Instructions to follow
Exactly the lines from the start of the data below through the line that contains "import React from 'react';" are to be copied, with pictures left out.

• • • •

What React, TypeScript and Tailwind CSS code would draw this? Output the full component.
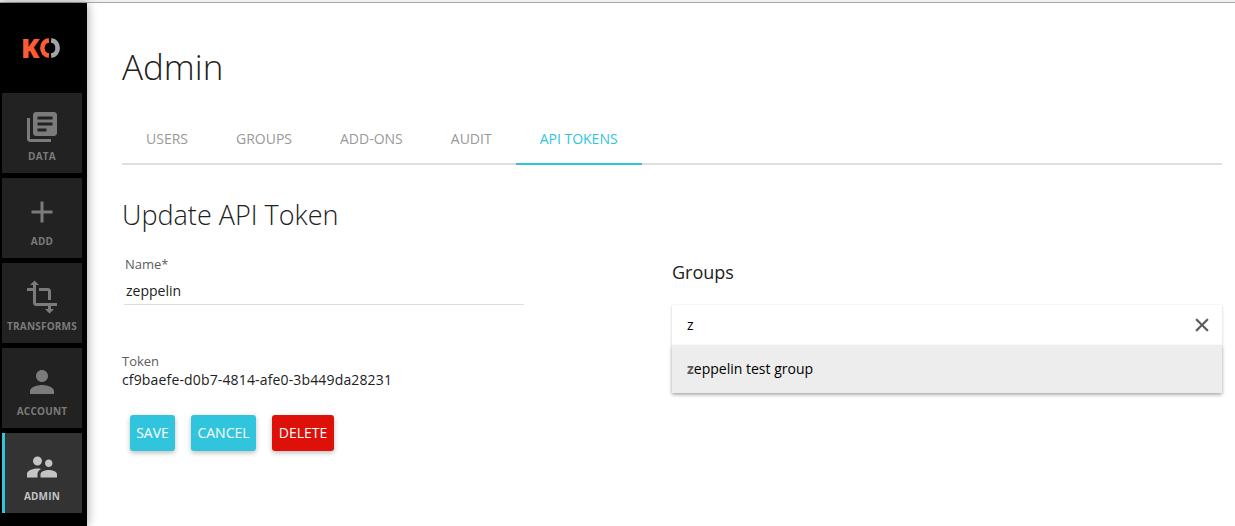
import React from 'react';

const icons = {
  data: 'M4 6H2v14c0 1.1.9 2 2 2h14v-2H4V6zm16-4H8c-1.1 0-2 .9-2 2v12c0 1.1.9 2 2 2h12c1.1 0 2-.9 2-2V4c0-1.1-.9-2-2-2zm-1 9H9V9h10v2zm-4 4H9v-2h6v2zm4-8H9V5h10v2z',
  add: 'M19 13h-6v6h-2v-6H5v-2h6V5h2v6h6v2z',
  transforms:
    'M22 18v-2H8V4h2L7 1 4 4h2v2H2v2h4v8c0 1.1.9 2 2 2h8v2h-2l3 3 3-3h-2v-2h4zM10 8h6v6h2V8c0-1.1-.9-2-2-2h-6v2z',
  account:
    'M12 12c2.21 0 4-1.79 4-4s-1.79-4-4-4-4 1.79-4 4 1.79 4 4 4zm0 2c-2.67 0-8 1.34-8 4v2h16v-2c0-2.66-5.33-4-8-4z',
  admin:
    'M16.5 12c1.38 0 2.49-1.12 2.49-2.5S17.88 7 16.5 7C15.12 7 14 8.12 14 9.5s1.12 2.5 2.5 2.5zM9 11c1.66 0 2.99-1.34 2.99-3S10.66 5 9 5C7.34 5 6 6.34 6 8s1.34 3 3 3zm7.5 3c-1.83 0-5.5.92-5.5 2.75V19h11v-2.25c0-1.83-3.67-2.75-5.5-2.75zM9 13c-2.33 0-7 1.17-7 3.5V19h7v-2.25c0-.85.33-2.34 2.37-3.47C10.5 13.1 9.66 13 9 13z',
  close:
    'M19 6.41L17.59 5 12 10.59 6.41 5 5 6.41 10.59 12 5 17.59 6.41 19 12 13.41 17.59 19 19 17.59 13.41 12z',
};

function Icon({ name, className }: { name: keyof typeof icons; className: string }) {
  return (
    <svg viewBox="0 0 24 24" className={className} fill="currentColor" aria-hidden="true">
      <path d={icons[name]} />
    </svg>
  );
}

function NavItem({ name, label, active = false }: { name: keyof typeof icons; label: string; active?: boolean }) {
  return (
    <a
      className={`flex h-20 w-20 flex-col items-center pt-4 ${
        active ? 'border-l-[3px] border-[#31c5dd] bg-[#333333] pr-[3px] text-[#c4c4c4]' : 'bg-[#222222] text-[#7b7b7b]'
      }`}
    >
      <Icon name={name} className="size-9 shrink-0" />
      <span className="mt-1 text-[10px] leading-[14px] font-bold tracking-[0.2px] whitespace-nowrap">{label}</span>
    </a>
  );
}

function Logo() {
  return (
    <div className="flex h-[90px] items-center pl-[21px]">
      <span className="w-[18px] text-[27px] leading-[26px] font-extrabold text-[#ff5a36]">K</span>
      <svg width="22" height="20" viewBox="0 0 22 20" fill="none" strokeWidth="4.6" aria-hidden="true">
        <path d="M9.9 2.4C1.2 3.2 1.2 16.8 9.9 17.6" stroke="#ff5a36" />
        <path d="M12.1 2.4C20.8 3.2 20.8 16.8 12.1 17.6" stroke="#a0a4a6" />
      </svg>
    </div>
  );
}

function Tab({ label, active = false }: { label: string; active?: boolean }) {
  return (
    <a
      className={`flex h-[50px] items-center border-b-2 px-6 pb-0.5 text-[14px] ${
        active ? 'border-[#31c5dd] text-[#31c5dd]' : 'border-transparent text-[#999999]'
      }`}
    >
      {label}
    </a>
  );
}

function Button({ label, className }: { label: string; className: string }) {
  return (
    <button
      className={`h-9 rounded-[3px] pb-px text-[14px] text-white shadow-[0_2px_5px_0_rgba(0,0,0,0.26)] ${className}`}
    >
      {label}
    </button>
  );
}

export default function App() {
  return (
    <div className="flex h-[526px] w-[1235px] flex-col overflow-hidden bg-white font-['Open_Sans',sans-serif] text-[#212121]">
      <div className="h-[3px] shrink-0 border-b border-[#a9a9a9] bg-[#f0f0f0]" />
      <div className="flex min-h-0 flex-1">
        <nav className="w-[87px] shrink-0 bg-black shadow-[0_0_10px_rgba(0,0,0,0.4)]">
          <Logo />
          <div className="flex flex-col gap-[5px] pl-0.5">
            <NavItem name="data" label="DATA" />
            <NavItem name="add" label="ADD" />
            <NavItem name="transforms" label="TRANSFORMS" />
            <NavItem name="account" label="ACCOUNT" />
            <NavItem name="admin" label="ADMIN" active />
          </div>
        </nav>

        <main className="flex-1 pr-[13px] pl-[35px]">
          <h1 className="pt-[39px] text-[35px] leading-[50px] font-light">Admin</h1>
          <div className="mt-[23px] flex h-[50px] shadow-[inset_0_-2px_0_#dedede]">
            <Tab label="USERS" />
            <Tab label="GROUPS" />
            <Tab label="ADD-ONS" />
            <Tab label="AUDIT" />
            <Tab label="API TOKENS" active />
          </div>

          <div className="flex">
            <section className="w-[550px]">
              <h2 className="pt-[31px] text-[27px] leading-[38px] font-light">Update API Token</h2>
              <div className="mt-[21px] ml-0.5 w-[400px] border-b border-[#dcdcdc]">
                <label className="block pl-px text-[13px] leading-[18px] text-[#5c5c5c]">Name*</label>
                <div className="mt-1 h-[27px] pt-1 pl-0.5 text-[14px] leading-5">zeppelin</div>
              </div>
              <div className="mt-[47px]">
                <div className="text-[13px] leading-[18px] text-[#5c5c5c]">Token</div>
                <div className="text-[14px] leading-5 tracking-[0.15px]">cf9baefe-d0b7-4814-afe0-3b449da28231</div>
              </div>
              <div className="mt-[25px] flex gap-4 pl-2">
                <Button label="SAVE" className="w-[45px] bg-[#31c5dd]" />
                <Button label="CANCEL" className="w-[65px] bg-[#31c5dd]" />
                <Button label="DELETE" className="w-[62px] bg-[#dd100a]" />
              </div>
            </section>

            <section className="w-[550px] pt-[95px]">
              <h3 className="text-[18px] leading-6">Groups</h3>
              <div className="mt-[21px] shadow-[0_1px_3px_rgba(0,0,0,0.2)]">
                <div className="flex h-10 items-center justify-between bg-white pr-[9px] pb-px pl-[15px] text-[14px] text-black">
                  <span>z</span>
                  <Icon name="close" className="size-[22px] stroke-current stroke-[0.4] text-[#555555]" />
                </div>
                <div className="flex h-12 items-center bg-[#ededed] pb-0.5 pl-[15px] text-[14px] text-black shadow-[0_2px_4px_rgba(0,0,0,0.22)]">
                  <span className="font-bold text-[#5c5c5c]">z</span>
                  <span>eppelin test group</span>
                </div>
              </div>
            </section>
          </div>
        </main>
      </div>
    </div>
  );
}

• • • •

The completed task
What React, TypeScript and Tailwind CSS code would draw this? Output the full component.
import React from 'react';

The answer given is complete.